Why Do We Need Human Rights? (22): Private Property Rights, Justifications Based Not On Their Origins But On Their Purpose

Property is the set of rules governing people’s access to and control of things. Three types are traditionally distinguished: private property, common property and collective property.

Types of property

1. Private property

In the case of private property, an individual agent (usually persons, but also families, businesses etc.) has a right to private property if he or she has a right to control the object and to regulate access. Control means sole decisional authority: the individual agent is the only one who has a right to decide what should be done with the object or what should happen to it.

This right allows the owner to decide, to some extent, to do things with the object that affect other people. Private property rights include the right to use property in ways that disadvantage other people, as long as these disadvantages do not include violations of the rights of other people. For example, a factory owner can decide to close her factory. A rich person can decide to buy and own a large house even if some other families would benefit more from living there.
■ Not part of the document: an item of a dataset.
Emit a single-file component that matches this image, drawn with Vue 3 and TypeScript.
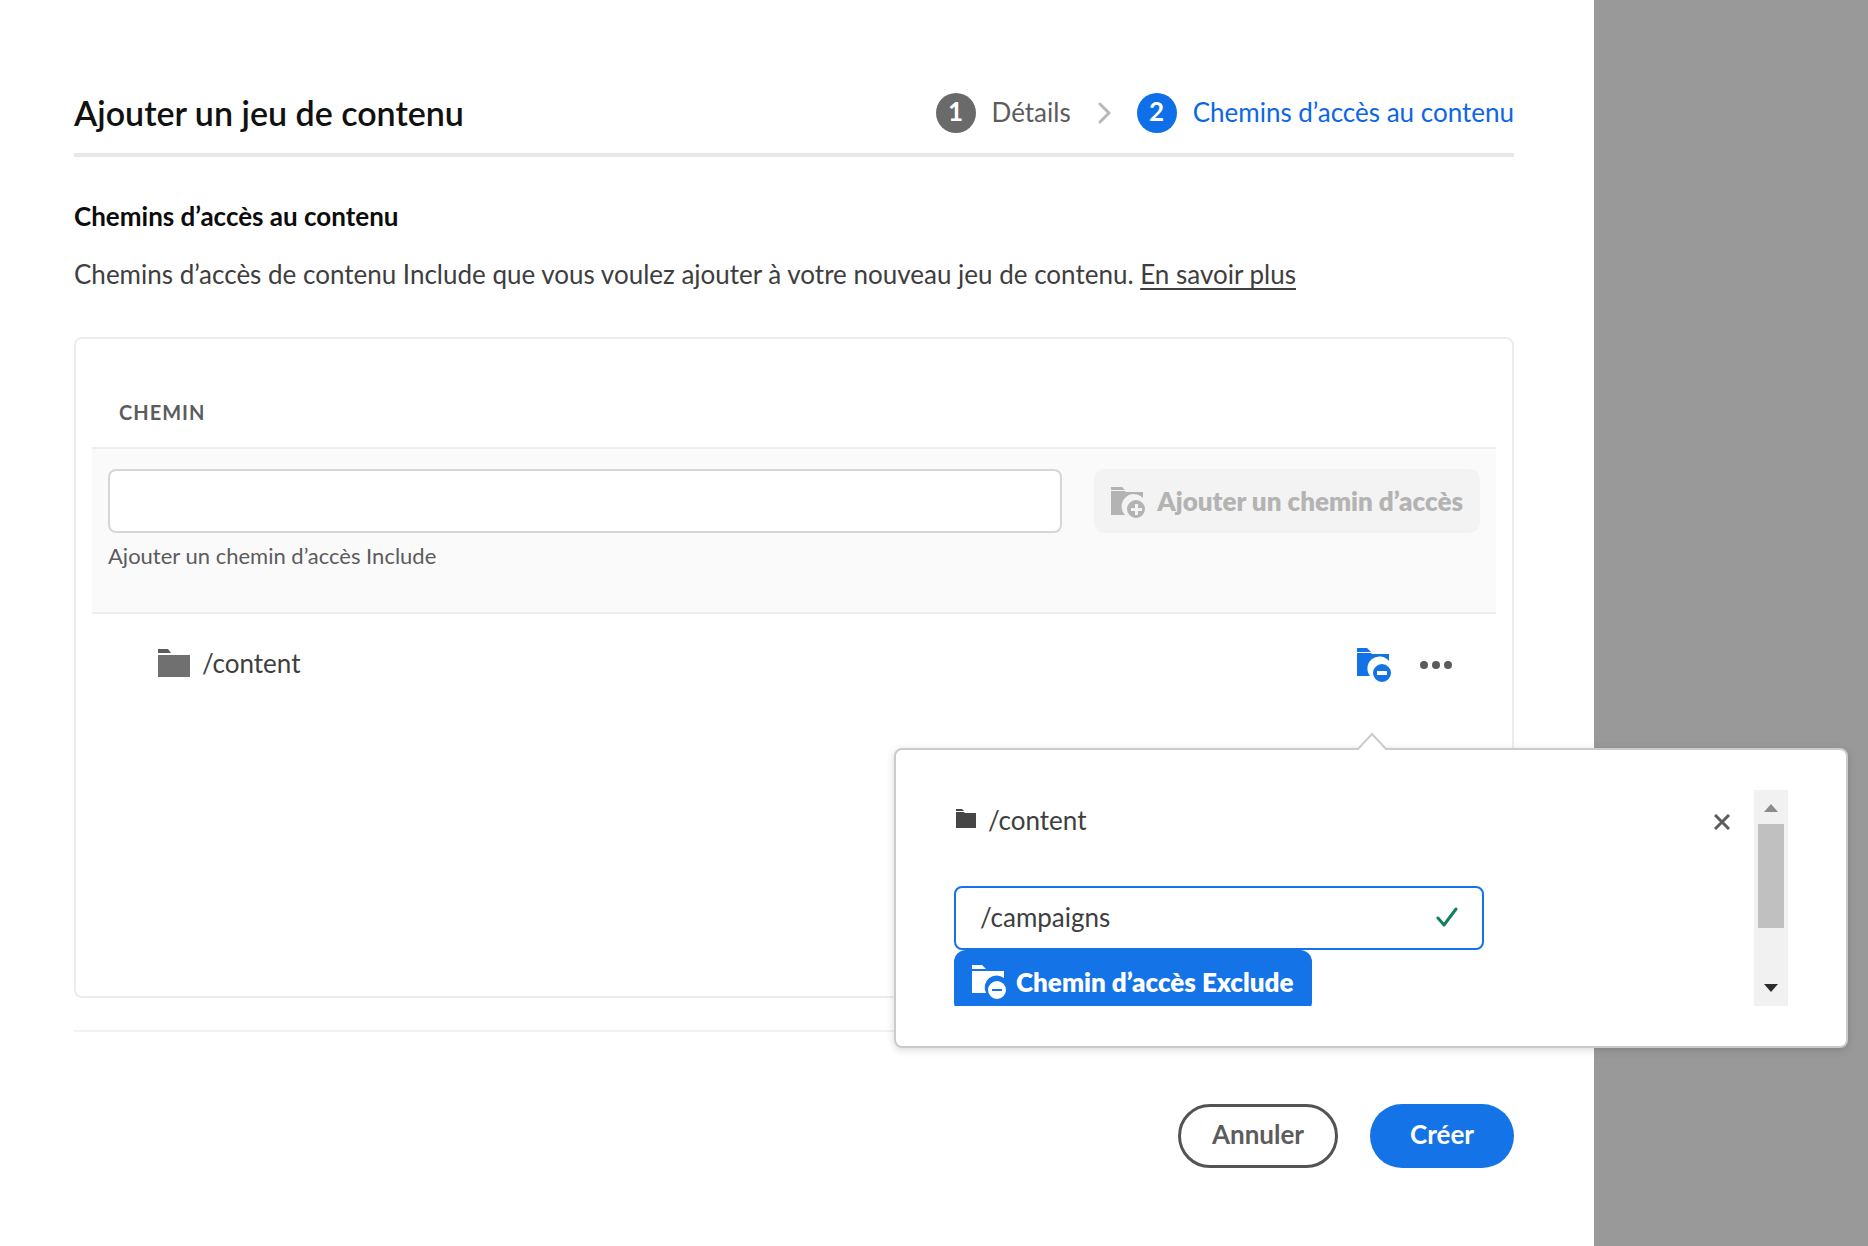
<script setup lang="ts">
import { ref } from 'vue'

const newPath = ref('')
const excludePath = ref('/campaigns')
const steps = [
  { number: 1, label: 'Détails', current: false },
  { number: 2, label: 'Chemins d’accès au contenu', current: true },
]
</script>

<template>
  <div class="page">
    <main class="panel">
      <header class="head">
        <h1>Ajouter un jeu de contenu</h1>
        <ol class="steps">
          <li v-for="step in steps" :key="step.number" class="step" :class="{ current: step.current }">
            <svg v-if="step.number > 1" class="chevron" width="14" height="22" viewBox="0 0 14 22" aria-hidden="true">
              <path d="M3 2l9 9-9 9" fill="none" stroke="#b8b8b8" stroke-width="3" stroke-linecap="round" stroke-linejoin="round" />
            </svg>
            <span class="badge">{{ step.number }}</span>
            <span class="step-label">{{ step.label }}</span>
          </li>
        </ol>
      </header>

      <h2>Chemins d’accès au contenu</h2>
      <p class="intro">
        Chemins d’accès de contenu Include que vous voulez ajouter à votre nouveau jeu de contenu.
        <a href="#">En savoir plus</a>
      </p>

      <section class="card">
        <h3>CHEMIN</h3>
        <div class="adder">
          <div class="field">
            <input id="include-path" v-model="newPath" type="text" />
            <label for="include-path">Ajouter un chemin d’accès Include</label>
          </div>
          <button class="add" type="button" disabled>
            <svg width="36" height="34" viewBox="0 -3 36 34" fill="currentColor" aria-hidden="true">
              <path d="M0 0h11l3 3H0z" />
              <path d="M0 4h14l1 1h17v6a12 12 0 0 0-18 17H0z" />
              <path fill-rule="evenodd" d="M25 13a9 9 0 1 0 0 18 9 9 0 0 0 0-18zM24 17h3v4h4v3h-4v4h-3v-4h-4v-3h4z" />
            </svg>
            <span>Ajouter un chemin d’accès</span>
          </button>
        </div>

        <div class="row">
          <div class="entry">
            <svg width="32" height="28" viewBox="0 0 32 28" aria-hidden="true">
              <path d="M0 0h10l3 4H0z" fill="#5c5c5c" />
              <path d="M0 6h32v22H0z" fill="#707070" />
            </svg>
            <span>/content</span>
          </div>
          <div class="anchor">
            <button class="icon blue" type="button" aria-label="Exclure un chemin d’accès">
              <svg width="34" height="34" viewBox="0 0 34 34" fill="currentColor" aria-hidden="true">
                <path d="M0 0h10l4 4H0z" />
                <path d="M0 5h14l1 1h17v7a12 12 0 0 0-19 15H0z" />
                <path fill-rule="evenodd" d="M25 16a9 9 0 1 0 0 18 9 9 0 0 0 0-18zM20 23h10v4H20z" />
              </svg>
            </button>

            <div class="popover" role="dialog" aria-label="/content">
              <svg class="tip" width="32" height="18" viewBox="0 0 32 18" aria-hidden="true">
                <path d="M1 18L16 2l15 16z" fill="#fff" />
                <path d="M0 17h2L16 2l14 15h2" fill="none" stroke="#cbcbcb" stroke-width="2" />
              </svg>
              <div class="scroller">
                <div class="pop-head">
                  <div class="pop-title">
                    <svg width="20" height="22" viewBox="0 0 20 22" aria-hidden="true">
                      <path d="M0 0h6l2 2H0zM0 3h8l1 1h11v15H0z" fill="#464646" />
                    </svg>
                    <span>/content</span>
                  </div>
                  <button class="icon" type="button" aria-label="Fermer">
                    <svg width="16" height="16" viewBox="0 0 16 16" aria-hidden="true">
                      <path d="M1 1l14 14M15 1L1 15" stroke="#5c5c5c" stroke-width="3" />
                    </svg>
                  </button>
                </div>
                <div class="exclude-field">
                  <input v-model="excludePath" type="text" aria-label="Chemin d’accès à exclure" />
                  <svg width="22" height="20" viewBox="0 0 22 20" aria-hidden="true">
                    <path d="M2 11l6 7L20 2" fill="none" stroke="#12805c" stroke-width="3" stroke-linecap="round" stroke-linejoin="round" />
                  </svg>
                </div>
                <button class="exclude" type="button">
                  <svg width="34" height="34" viewBox="0 0 34 34" fill="currentColor" aria-hidden="true">
                    <path d="M0 0h10l4 4H0z" />
                    <path d="M0 6h32v7a12 12 0 0 0-18 15H0z" />
                    <path fill-rule="evenodd" d="M25 16a9 9 0 1 0 0 18 9 9 0 0 0 0-18zM20 24h10v2H20z" />
                  </svg>
                  <span>Chemin d’accès Exclude</span>
                </button>
              </div>
              <div class="scrollbar" aria-hidden="true">
                <svg width="14" height="8" viewBox="0 0 14 8"><path d="M0 8l7-8 7 8z" fill="#8b8b8b" /></svg>
                <div class="track"><div class="thumb"></div></div>
                <svg width="14" height="8" viewBox="0 0 14 8"><path d="M0 0l7 8 7-8z" fill="#2c2c2c" /></svg>
              </div>
            </div>
          </div>
          <button class="icon" type="button" aria-label="Plus d’actions">
            <svg width="34" height="10" viewBox="0 0 34 10" fill="#5c5c5c" aria-hidden="true">
              <circle cx="5" cy="5" r="4" /><circle cx="17" cy="5" r="4" /><circle cx="29" cy="5" r="4" />
            </svg>
          </button>
        </div>
      </section>

      <footer class="foot">
        <button class="cancel" type="button">Annuler</button>
        <button class="create" type="button">Créer</button>
      </footer>
    </main>
    <div class="backdrop"></div>
  </div>
</template>

<style>
body {
  margin: 0;
  background: #fff;
}
</style>

<style scoped>
.page {
  display: flex;
  min-height: 100vh;
  font-family: Lato, "Liberation Sans", sans-serif;
  font-size: 26px;
  line-height: 32px;
  color: #3e3e3e;
}
.page * {
  box-sizing: border-box;
}
.panel {
  flex: 1;
  display: flex;
  flex-direction: column;
  padding: 78px 80px 78px 74px;
}
.backdrop {
  width: 274px;
  background: #999;
}
button,
input {
  margin: 0;
  padding: 0;
  border: 0;
  font: inherit;
  color: inherit;
  background: none;
}
h1,
h2,
h3,
p,
ol {
  margin: 0;
  padding: 0;
}
.head {
  display: flex;
  align-items: center;
  justify-content: space-between;
  height: 79px;
  padding-bottom: 6px;
  border-bottom: 4px solid #e8e8e8;
}
h1 {
  font-size: 34px;
  line-height: 40px;
  font-weight: 600;
  color: #111;
}
.steps {
  display: flex;
  list-style: none;
}
.step {
  display: flex;
  align-items: center;
  gap: 16px;
  color: #5c5c5c;
}
.step.current {
  color: #0d66e5;
}
.step-label {
  padding-bottom: 2px;
}
.chevron {
  margin: 0 10px 0 26px;
}
.badge {
  width: 40px;
  height: 40px;
  border-radius: 50%;
  background: #6a6a6a;
  color: #fff;
  font-weight: 700;
  line-height: 36px;
  text-align: center;
}
.current .badge {
  background: #0f6fe8;
}
h2 {
  margin-top: 43px;
  font-size: 26px;
  font-weight: 700;
  color: #0c0c0c;
}
.intro {
  margin-top: 26px;
}
.intro a {
  color: inherit;
  text-decoration-thickness: 2px;
  text-underline-offset: 4px;
}
.card {
  flex: 1;
  margin-top: 47px;
  padding: 57px 16px 0;
  border: 2px solid #ececec;
  border-radius: 8px;
}
h3 {
  padding-left: 27px;
  font-size: 20px;
  font-weight: 700;
  letter-spacing: 1px;
  color: #5c5c5c;
}
.adder {
  display: flex;
  gap: 32px;
  height: 167px;
  margin-top: 19px;
  padding: 20px 16px;
  border: solid #eee;
  border-width: 2px 0;
  background: #fafafa;
}
.field {
  flex: 1;
}
.field input {
  display: block;
  width: 100%;
  height: 64px;
  padding: 0 24px;
  border: 2px solid #d6d6d6;
  border-radius: 8px;
  background: #fff;
}
.field label {
  display: block;
  margin-top: 7px;
  font-size: 22px;
  color: #5c5c5c;
}
.add {
  display: flex;
  align-items: center;
  gap: 10px;
  height: 64px;
  padding: 0 17px;
  border-radius: 10px;
  background: #f3f3f3;
  color: #b3b3b3;
  font-weight: 800;
}
.row {
  display: flex;
  align-items: center;
  height: 102px;
  padding: 0 43px 0 66px;
}
.entry {
  flex: 1;
  display: flex;
  align-items: center;
  gap: 12px;
  padding-bottom: 5px;
}
.anchor {
  position: relative;
  margin-right: 28px;
}
.icon {
  display: block;
  cursor: pointer;
}
.icon svg {
  display: block;
}
.blue {
  color: #1373e6;
}
.popover {
  position: absolute;
  z-index: 1;
  top: 100px;
  right: -457px;
  display: flex;
  width: 954px;
  height: 300px;
  padding: 40px 58px;
  border: 2px solid #cbcbcb;
  border-radius: 8px;
  background: #fff;
  box-shadow: 0 2px 8px rgba(0, 0, 0, 0.15);
}
.tip {
  position: absolute;
  top: -18px;
  right: 458px;
}
.scroller {
  flex: 1;
  height: 216px;
  overflow: hidden;
}
.pop-head {
  display: flex;
  align-items: center;
  justify-content: space-between;
  height: 64px;
  padding: 0 24px 0 2px;
}
.pop-title {
  display: flex;
  align-items: center;
  gap: 12px;
  padding-bottom: 4px;
}
.exclude-field {
  display: flex;
  align-items: center;
  width: 530px;
  height: 64px;
  margin-top: 32px;
  padding: 0 24px 2px;
  border: 2px solid #1473e6;
  border-radius: 8px;
}
.exclude-field input {
  flex: 1;
  outline: 0;
}
.exclude {
  display: flex;
  align-items: center;
  gap: 10px;
  height: 64px;
  padding: 0 18px;
  border-radius: 12px;
  background: #1473e6;
  color: #fff;
  font-weight: 800;
}
.scrollbar {
  display: flex;
  flex-direction: column;
  align-items: center;
  width: 34px;
  height: 216px;
  padding: 14px 4px;
  background: #f1f1f1;
}
.track {
  flex: 1;
  width: 100%;
  padding: 12px 0;
}
.thumb {
  height: 104px;
  background: #c0c0c0;
}
.foot {
  display: flex;
  justify-content: flex-end;
  gap: 32px;
  margin-top: 32px;
  padding-top: 72px;
  border-top: 2px solid #f1f1f1;
}
.foot button {
  height: 64px;
  padding: 0 31px 4px;
  border-radius: 32px;
  font-weight: 700;
}
.foot .cancel {
  border: 3px solid #535353;
  color: #5c5c5c;
}
.foot .create {
  padding: 0 40px 4px;
  background: #1473e6;
  color: #fff;
}
</style>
However, a factory owner deciding to use his factory in such a way that it harms the health of workers or of neighboring families violates the rights of these people, and her property rights do not include a right to violate the rights of others. In such cases, rights have to be balanced and the more important right (depending on the circumstances) should prevail.

2. Common property

In the case of common property, the purpose is not individual control and exclusive access, but, on the contrary, equal access to all. Common property of a park or a common grazing field, for instance, is meant to stop certain people using it as if it was private property and as if others were precluded from using or accessing it. If farmers are allowed to use a common field for their cattle, common ownership would imply that no farmer overuses the field and brings so many cattle that there’s no grass left for the cattle of other farmers. Farmers who violate this rule of common property act like the field is their private property because they exclude others from using it. (That’s also called the tragedy of the commons, to which I will return below).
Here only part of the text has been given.